Prompt: Scan the material that follows. Copy every line containing the word "picture".

Entries with page source code:
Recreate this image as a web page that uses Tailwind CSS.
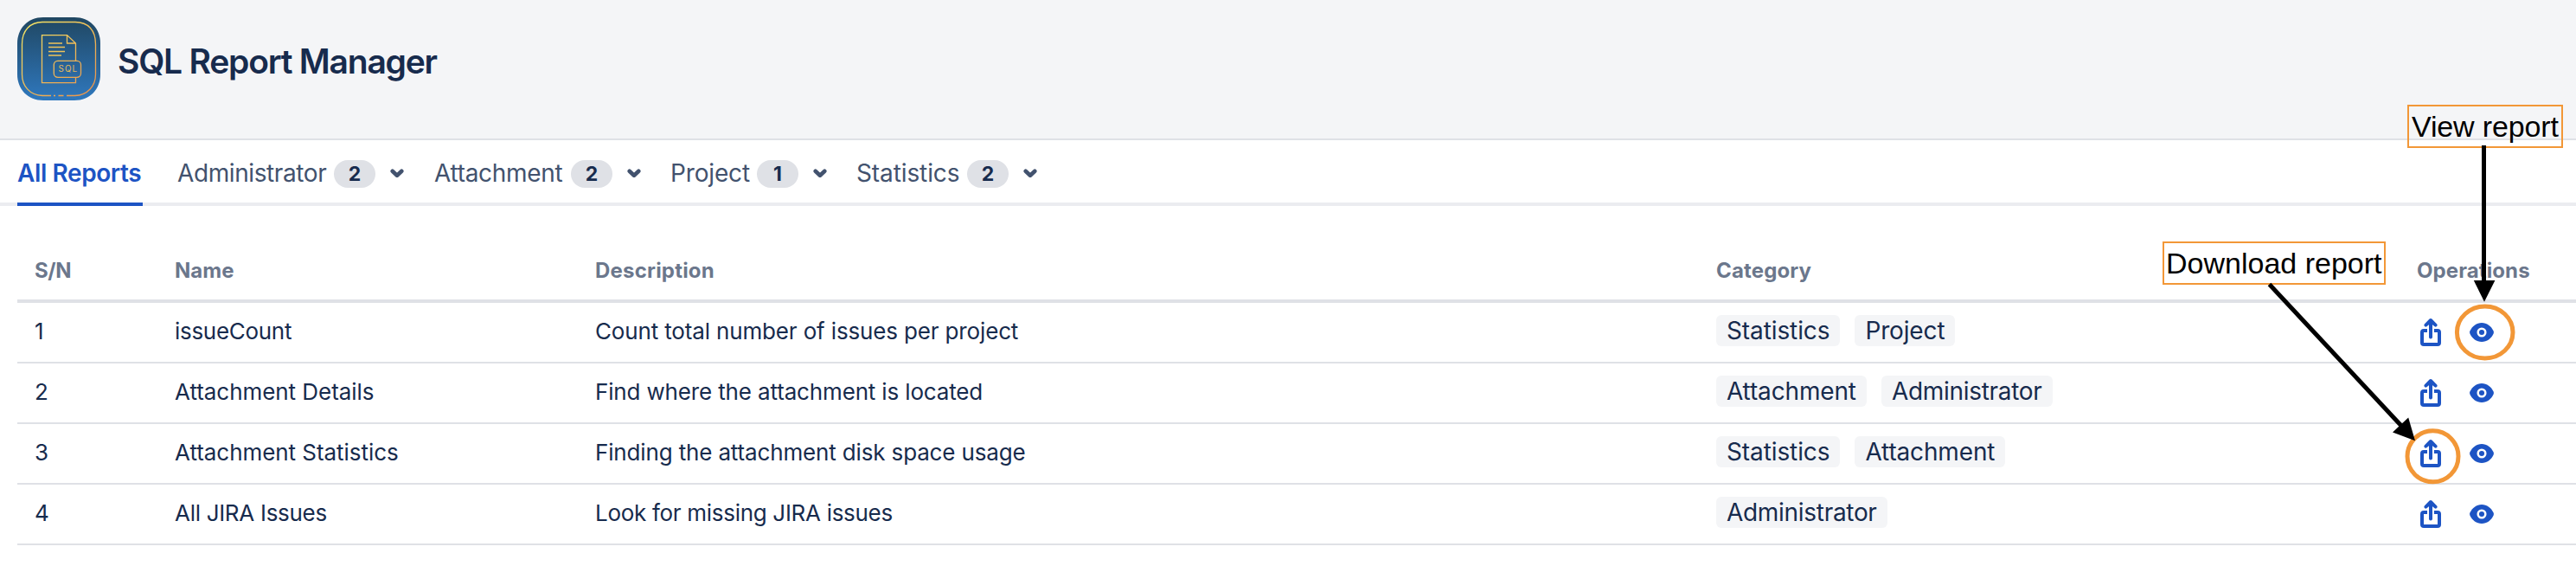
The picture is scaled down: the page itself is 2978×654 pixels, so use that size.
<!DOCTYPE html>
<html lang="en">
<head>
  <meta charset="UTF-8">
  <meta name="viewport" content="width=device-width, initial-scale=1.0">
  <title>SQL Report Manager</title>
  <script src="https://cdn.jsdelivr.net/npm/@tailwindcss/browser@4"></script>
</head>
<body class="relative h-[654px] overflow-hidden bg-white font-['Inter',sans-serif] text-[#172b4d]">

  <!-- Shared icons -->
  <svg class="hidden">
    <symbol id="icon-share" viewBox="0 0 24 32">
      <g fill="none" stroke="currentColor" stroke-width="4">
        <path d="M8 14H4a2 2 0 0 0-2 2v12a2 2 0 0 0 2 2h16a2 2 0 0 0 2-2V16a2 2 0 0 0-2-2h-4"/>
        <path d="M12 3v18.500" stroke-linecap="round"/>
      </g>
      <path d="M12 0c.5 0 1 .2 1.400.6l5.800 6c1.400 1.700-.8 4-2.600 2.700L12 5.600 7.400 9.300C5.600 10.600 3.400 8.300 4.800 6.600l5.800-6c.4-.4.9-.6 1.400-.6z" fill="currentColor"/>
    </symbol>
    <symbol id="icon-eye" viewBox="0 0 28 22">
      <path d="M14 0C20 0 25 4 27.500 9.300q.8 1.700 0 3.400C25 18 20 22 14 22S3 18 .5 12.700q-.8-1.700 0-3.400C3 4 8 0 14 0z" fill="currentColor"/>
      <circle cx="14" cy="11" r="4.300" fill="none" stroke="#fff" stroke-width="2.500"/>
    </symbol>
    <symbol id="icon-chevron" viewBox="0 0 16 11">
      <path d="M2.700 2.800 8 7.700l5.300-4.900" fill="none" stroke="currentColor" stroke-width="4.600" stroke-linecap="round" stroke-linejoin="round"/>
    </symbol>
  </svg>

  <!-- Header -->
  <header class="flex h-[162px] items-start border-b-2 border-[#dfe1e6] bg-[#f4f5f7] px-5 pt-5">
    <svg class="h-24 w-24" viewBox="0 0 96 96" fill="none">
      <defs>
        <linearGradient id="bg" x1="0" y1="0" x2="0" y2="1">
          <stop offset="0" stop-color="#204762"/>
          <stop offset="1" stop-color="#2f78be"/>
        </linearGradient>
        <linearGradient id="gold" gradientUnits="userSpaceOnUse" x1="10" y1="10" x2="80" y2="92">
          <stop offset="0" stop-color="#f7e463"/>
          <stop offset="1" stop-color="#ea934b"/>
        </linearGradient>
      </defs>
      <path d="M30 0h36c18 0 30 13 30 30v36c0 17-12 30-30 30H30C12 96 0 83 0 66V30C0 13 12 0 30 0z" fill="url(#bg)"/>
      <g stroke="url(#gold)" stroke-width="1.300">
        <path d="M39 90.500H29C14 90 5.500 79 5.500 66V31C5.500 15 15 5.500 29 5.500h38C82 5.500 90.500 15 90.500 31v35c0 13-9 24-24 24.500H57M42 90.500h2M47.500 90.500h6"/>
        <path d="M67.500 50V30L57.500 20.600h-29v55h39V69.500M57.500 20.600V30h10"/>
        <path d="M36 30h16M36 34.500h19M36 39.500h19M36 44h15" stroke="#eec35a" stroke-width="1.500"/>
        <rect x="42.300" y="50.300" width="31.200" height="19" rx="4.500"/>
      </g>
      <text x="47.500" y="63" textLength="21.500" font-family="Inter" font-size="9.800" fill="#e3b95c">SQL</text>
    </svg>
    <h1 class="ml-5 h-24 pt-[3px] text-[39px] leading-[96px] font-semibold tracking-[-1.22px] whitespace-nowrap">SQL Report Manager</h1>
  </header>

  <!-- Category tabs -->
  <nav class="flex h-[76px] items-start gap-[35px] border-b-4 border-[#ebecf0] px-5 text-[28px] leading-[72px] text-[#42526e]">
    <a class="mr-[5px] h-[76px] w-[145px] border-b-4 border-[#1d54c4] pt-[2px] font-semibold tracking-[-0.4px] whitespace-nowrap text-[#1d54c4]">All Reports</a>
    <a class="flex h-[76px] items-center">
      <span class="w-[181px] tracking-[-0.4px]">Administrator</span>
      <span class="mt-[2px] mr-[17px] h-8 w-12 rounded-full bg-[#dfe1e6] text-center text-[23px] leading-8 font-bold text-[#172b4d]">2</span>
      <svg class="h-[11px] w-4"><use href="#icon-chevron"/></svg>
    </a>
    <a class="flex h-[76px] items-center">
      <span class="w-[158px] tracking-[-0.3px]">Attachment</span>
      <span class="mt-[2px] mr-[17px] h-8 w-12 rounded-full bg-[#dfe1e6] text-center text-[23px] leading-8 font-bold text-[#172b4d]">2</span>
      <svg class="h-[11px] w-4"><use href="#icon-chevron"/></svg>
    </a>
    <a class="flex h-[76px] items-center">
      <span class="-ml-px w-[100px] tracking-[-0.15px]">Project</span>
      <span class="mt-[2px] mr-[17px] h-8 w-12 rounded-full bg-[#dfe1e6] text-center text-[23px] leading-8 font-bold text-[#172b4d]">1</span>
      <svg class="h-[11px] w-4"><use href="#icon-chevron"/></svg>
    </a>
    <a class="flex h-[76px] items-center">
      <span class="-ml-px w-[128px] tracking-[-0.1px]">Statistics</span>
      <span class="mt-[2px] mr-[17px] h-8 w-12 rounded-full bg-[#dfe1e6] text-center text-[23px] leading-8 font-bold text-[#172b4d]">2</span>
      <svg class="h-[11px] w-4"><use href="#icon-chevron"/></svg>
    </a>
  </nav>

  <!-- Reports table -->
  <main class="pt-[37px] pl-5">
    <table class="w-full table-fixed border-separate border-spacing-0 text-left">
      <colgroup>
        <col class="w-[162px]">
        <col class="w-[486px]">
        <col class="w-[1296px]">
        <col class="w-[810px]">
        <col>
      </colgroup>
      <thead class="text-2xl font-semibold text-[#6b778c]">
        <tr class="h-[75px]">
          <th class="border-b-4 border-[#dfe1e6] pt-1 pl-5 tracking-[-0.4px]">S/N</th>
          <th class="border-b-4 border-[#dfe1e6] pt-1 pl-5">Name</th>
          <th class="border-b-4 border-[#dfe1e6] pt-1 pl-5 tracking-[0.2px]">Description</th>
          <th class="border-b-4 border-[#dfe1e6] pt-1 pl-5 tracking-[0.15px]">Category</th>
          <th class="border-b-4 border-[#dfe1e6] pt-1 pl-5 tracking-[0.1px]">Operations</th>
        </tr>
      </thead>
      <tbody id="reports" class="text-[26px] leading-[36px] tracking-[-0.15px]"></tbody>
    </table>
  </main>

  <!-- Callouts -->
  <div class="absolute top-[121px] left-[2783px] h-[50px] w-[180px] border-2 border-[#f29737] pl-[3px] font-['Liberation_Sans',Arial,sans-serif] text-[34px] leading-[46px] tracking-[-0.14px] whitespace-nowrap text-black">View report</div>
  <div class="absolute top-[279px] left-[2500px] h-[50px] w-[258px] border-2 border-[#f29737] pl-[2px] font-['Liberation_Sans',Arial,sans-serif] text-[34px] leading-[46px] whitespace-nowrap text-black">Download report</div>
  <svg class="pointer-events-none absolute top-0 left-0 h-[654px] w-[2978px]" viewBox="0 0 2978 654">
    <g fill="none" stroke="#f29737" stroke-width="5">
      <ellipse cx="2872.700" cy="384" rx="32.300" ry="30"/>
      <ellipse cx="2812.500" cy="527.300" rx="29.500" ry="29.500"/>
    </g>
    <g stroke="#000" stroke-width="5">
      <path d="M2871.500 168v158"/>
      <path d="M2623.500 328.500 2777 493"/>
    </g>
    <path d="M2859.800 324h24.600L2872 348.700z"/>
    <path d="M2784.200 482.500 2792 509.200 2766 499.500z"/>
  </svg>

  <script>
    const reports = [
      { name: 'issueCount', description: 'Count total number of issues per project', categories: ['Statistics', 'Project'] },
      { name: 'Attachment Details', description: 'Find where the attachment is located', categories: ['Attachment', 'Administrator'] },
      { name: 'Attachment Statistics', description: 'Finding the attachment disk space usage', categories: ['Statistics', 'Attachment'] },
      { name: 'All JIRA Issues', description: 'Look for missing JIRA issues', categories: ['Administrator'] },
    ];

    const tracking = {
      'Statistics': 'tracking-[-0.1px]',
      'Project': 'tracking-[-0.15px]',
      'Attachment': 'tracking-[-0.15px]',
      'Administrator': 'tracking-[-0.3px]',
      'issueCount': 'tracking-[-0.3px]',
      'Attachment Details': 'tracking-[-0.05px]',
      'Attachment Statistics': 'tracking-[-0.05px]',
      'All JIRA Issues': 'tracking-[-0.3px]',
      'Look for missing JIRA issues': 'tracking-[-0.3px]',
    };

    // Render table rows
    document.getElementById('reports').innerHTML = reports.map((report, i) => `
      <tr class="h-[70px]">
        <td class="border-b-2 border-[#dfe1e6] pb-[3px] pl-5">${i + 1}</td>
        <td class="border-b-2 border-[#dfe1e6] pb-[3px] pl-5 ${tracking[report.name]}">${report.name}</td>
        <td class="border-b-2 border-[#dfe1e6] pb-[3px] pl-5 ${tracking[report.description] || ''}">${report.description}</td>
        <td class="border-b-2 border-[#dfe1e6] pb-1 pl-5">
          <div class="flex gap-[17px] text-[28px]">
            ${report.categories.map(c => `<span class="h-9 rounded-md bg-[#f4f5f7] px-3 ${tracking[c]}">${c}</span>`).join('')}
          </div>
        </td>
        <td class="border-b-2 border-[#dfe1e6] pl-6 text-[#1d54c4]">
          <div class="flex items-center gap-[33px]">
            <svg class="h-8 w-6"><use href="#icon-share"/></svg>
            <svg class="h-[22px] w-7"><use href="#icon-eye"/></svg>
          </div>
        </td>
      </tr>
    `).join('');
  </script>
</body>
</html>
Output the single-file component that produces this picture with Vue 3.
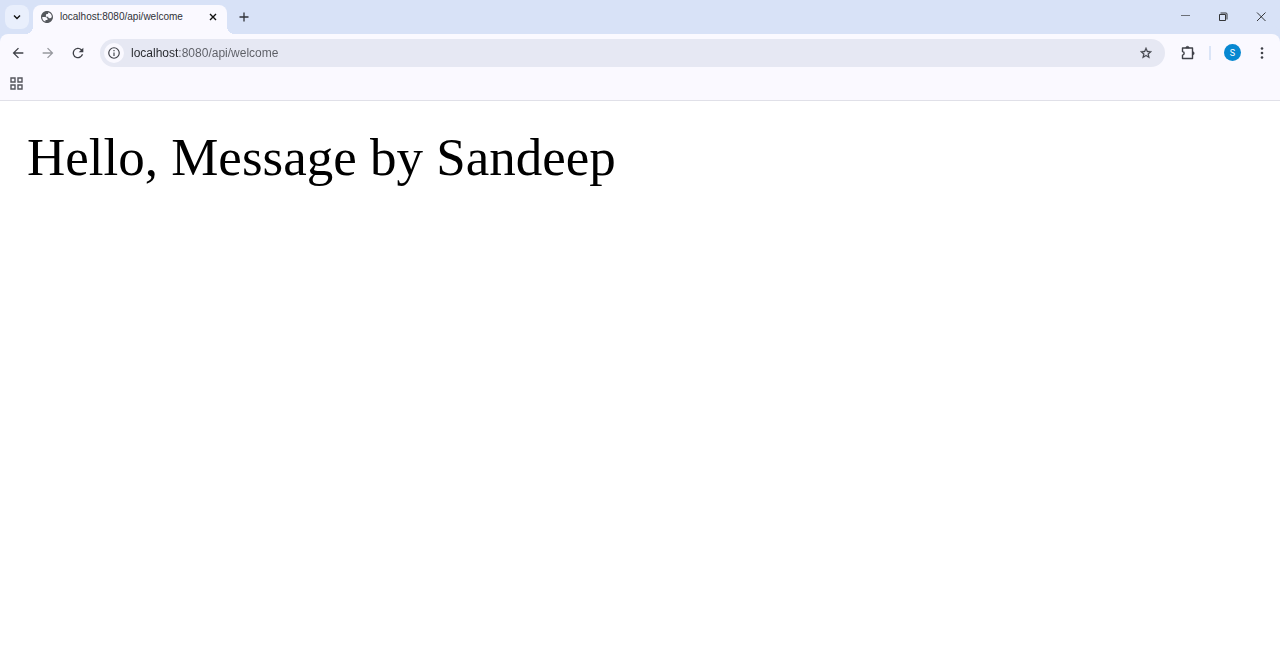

Result:
The picture is scaled down: the page itself is 2978×654 pixels, so use that size.
Output the single-file component that produces this picture with Vue 3.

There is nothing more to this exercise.